По окончании учебы мы защищали дипломную работу и, кроме того, сдавали три Госэкзамена: по марксизму-ленинизму, динамической и исторической геологии. Вся наша группа дипломы защитила отлично. Я в день защиты 23 июня 1948 года вышла замуж за любимого человека и сменила свою девичью фамилию Кротова на фамилию Девингталь, чтобы получить диплом на новую фамилию. Регистрация брака была простейшей: ни часу не ждали и не нужны были свидетели. Свадьбы настоящей не было. Двое друзей с его стороны и две мои подружки, бутылка портвейна 777 и кусок краковской колбасы. Вместо медового месяца через день после так называемой свадьбы я улетела в Чернушку описывать керн, где были явные нефтепроявления. Меня оставили на кафедре исторической геологии в качестве старшего лаборанта, без предоставления жилья.
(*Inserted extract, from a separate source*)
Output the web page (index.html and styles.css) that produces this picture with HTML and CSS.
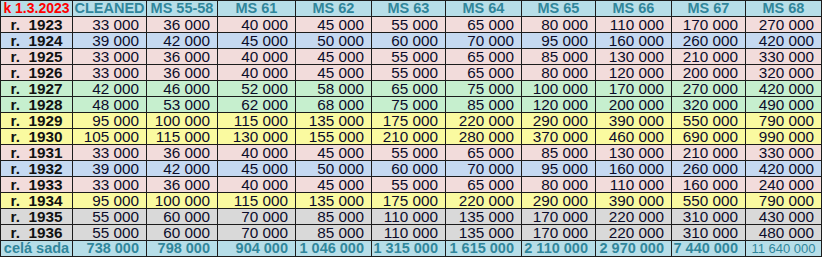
FILE: index.html
```html
<!DOCTYPE html>
<html>
<head>
<meta charset="utf-8">
<link rel="stylesheet" href="styles.css">
</head>
<body>
<table class="prices">
<colgroup>
<col class="c0"><col class="c1"><col class="c2"><col class="c3"><col class="c4"><col class="c5"><col class="c6"><col class="c7"><col class="c8"><col class="c9"><col class="c10">
</colgroup>
<thead>
<tr class="head">
<th class="date">k 1.3.2023</th><th>CLEANED</th><th>MS 55-58</th><th>MS 61</th><th>MS 62</th><th>MS 63</th><th>MS 64</th><th>MS 65</th><th>MS 66</th><th>MS 67</th><th>MS 68</th>
</tr>
</thead>
<tbody>
<tr class="pink"><th>r.&nbsp;&nbsp;1923</th><td>33 000</td><td>36 000</td><td>40 000</td><td>45 000</td><td>55 000</td><td>65 000</td><td>80 000</td><td>110 000</td><td>170 000</td><td>270 000</td></tr>
<tr class="blue"><th>r.&nbsp;&nbsp;1924</th><td>39 000</td><td>42 000</td><td>45 000</td><td>50 000</td><td>60 000</td><td>70 000</td><td>95 000</td><td>160 000</td><td>260 000</td><td>420 000</td></tr>
<tr class="pink"><th>r.&nbsp;&nbsp;1925</th><td>33 000</td><td>36 000</td><td>40 000</td><td>45 000</td><td>55 000</td><td>65 000</td><td>85 000</td><td>130 000</td><td>210 000</td><td>330 000</td></tr>
<tr class="pink"><th>r.&nbsp;&nbsp;1926</th><td>33 000</td><td>36 000</td><td>40 000</td><td>45 000</td><td>55 000</td><td>65 000</td><td>80 000</td><td>120 000</td><td>200 000</td><td>320 000</td></tr>
<tr class="green"><th>r.&nbsp;&nbsp;1927</th><td>42 000</td><td>46 000</td><td>52 000</td><td>58 000</td><td>65 000</td><td>75 000</td><td>100 000</td><td>170 000</td><td>270 000</td><td>420 000</td></tr>
<tr class="green"><th>r.&nbsp;&nbsp;1928</th><td>48 000</td><td>53 000</td><td>62 000</td><td>68 000</td><td>75 000</td><td>85 000</td><td>120 000</td><td>200 000</td><td>320 000</td><td>490 000</td></tr>
<tr class="yellow"><th>r.&nbsp;&nbsp;1929</th><td>95 000</td><td>100 000</td><td>115 000</td><td>135 000</td><td>175 000</td><td>220 000</td><td>290 000</td><td>390 000</td><td>550 000</td><td>790 000</td></tr>
<tr class="yellow"><th>r.&nbsp;&nbsp;1930</th><td>105 000</td><td>115 000</td><td>130 000</td><td>155 000</td><td>210 000</td><td>280 000</td><td>370 000</td><td>460 000</td><td>690 000</td><td>990 000</td></tr>
<tr class="pink"><th>r.&nbsp;&nbsp;1931</th><td>33 000</td><td>36 000</td><td>40 000</td><td>45 000</td><td>55 000</td><td>65 000</td><td>85 000</td><td>130 000</td><td>210 000</td><td>330 000</td></tr>
<tr class="blue"><th>r.&nbsp;&nbsp;1932</th><td>39 000</td><td>42 000</td><td>45 000</td><td>50 000</td><td>60 000</td><td>70 000</td><td>95 000</td><td>160 000</td><td>260 000</td><td>420 000</td></tr>
<tr class="pink"><th>r.&nbsp;&nbsp;1933</th><td>33 000</td><td>36 000</td><td>40 000</td><td>45 000</td><td>55 000</td><td>65 000</td><td>80 000</td><td>110 000</td><td>160 000</td><td>240 000</td></tr>
<tr class="yellow"><th>r.&nbsp;&nbsp;1934</th><td>95 000</td><td>100 000</td><td>115 000</td><td>135 000</td><td>175 000</td><td>220 000</td><td>290 000</td><td>390 000</td><td>550 000</td><td>790 000</td></tr>
<tr class="grey"><th>r.&nbsp;&nbsp;1935</th><td>55 000</td><td>60 000</td><td>70 000</td><td>85 000</td><td>110 000</td><td>135 000</td><td>170 000</td><td>220 000</td><td>310 000</td><td>430 000</td></tr>
<tr class="grey"><th>r.&nbsp;&nbsp;1936</th><td>55 000</td><td>60 000</td><td>70 000</td><td>85 000</td><td>110 000</td><td>135 000</td><td>170 000</td><td>220 000</td><td>310 000</td><td>480 000</td></tr>
</tbody>
<tfoot>
<tr class="foot"><th>celá sada</th><td>738 000</td><td>798 000</td><td>904 000</td><td>1 046 000</td><td>1 315 000</td><td>1 615 000</td><td>2 110 000</td><td>2 970 000</td><td>7 440 000</td><td class="small">11 640 000</td></tr>
</tfoot>
</table>
</body>
</html>
```
FILE: styles.css
```css
html, body {
  margin: 0;
  padding: 0;
  background: #ffffff;
}

.prices {
  border-collapse: collapse;
  table-layout: fixed;
  width: 821px;
  font-family: "Liberation Sans", Arial, sans-serif;
}

.c0 { width: 72px; }
.c1 { width: 74px; }
.c2 { width: 71px; }
.c3 { width: 78px; }
.c4 { width: 76px; }
.c5 { width: 74px; }
.c6 { width: 76px; }
.c7 { width: 74px; }
.c8 { width: 76px; }
.c9 { width: 74px; }
.c10 { width: 76px; }

.prices tr {
  height: 16px;
}

.prices th,
.prices td {
  border: 1px solid #1c1c1c;
  padding: 0 7px 0 0;
  height: 15px;
  line-height: 15px;
  white-space: nowrap;
  overflow: hidden;
}

.prices td {
  text-align: right;
  font-size: 15.3px;
  color: #0c0c2a;
}

.prices tbody th {
  text-align: center;
  padding: 0;
  font-size: 15.3px;
  font-weight: bold;
  color: #111111;
}

.head th {
  background: #b7dee8;
  color: #31869b;
  font-size: 14.5px;
  font-weight: bold;
  text-align: center;
  padding: 0;
}

.head th.date {
  color: #ff0000;
  font-size: 14px;
}

.foot th,
.foot td {
  background: #b7dee8;
  color: #31869b;
  font-weight: bold;
  font-size: 14.5px;
}

.foot th {
  padding: 0;
  text-align: center;
}

.foot td.small {
  font-weight: normal;
  font-size: 13px;
  text-align: center;
  padding: 0;
}

.pink th, .pink td { background: #f2dcdb; }
.blue th, .blue td { background: #c5d9f1; }
.green th, .green td { background: #c6efce; }
.yellow th, .yellow td { background: #fafaa0; }
.grey th, .grey td { background: #d9d9d9; }
```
Муж мой еще учился на третьем курсе, ему как сталинскому стипендиату выделили угол в первом общежитии. Маленькую комнатушку поделили фанерной перегородкой. Так мы жили два года с другой парой молодоженов Лурье и Духовной. Так началась наша взрослая жизнь. Я работала на кафедре зимой, а летом в поле по договорам с геолого-поисковой конторой Молотовнефть. Муж учился зимой, а летом ездил по области с циклом лекций от общества «Знание». Мы были счастливы! Нет войны, нет карточек, денег хватает. В 1951 году у нас родилась доченька, великое счастье. Так всей семьей прожили в общежитии еще полтора года. А дальше уже другая история, не менее счастливая. Всю жизнь я была крепко связана с университетом и с геологическими организациями Пермской области.